CVE-2026-53199
HighCVSS 7.5Exploitation Probability (EPSS)
Low risk41th percentile — higher than 41% of all known CVEs
Summary
In the Linux kernel, the hv_netvsc driver used phys_to_virt() for mapping memory pages, which on 32-bit x86 with CONFIG_HIGHMEM=y causes memory access faults and system crashes. The fix replaces phys_to_virt() with kmap_local_page() to correctly handle pages outside the kernel direct map.
Risk Assessment
An attacker could exploit this vulnerability to trigger a kernel panic during network packet processing, leading to a denial of service (DoS). The issue affects systems with HIGHMEM enabled on 32-bit x86.
Recommendation
Immediately update the Linux kernel to a version containing the fix (commit with the solution). For production systems, apply the security patch from your distributor.
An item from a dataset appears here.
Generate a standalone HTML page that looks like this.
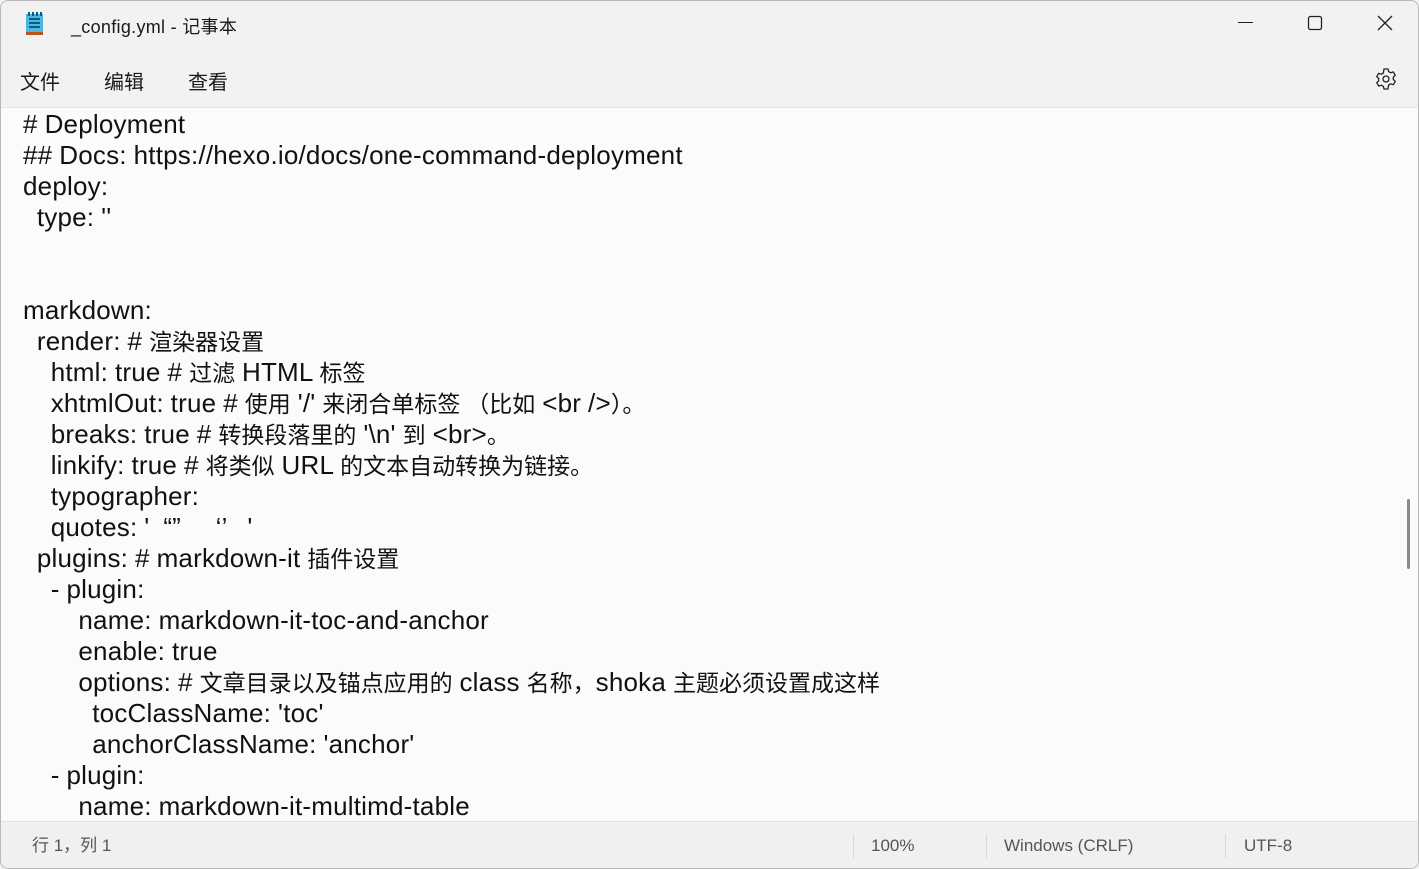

Original NVD description (English source)
In the Linux kernel, the following vulnerability has been resolved: hv_netvsc: use kmap_local_page in netvsc_copy_to_send_buf netvsc_copy_to_send_buf() copies page buffer entries into the VMBus send buffer using phys_to_virt() on the entry PFN. Entries for the RNDIS header and the skb linear data come from kmalloc'd memory and are always in the kernel direct map, but entries for skb fragments reference page cache or user pages, which on 32-bit x86 with CONFIG_HIGHMEM=y can live above the LOWMEM boundary. For such a page phys_to_virt() returns an address outside the direct map and the subsequent memcpy() faults on the transmit softirq path, which is fatal. Map the pages with kmap_local_page() instead, handling two properties of the page buffer entries: - pb[i].pfn is a Hyper-V PFN at HV_HYP_PAGE_SIZE (4K) granularity, not a native PFN. Reconstruct the physical address first and derive the native page from it, so the mapping stays correct where PAGE_SIZE > HV_HYP_PAGE_SIZE (e.g. arm64 with 64K pages). - Since commit 41a6328b2c55 ("hv_netvsc: Preserve contiguous PFN grouping in the page buffer array"), an entry describes a full physically contiguous fragment and pb[i].len can exceed PAGE_SIZE, while kmap_local_page() maps a single page. Copy page by page, splitting at native page boundaries. The copy path only handles packets smaller than the send section size (6144 bytes by default); larger packets take the cp_partial path where only the RNDIS header is copied. So entries here are bounded by the section size and a copy is split at most once on 4K-page systems. On !CONFIG_HIGHMEM configs kmap_local_page() folds to page_address() and no mapping work is added.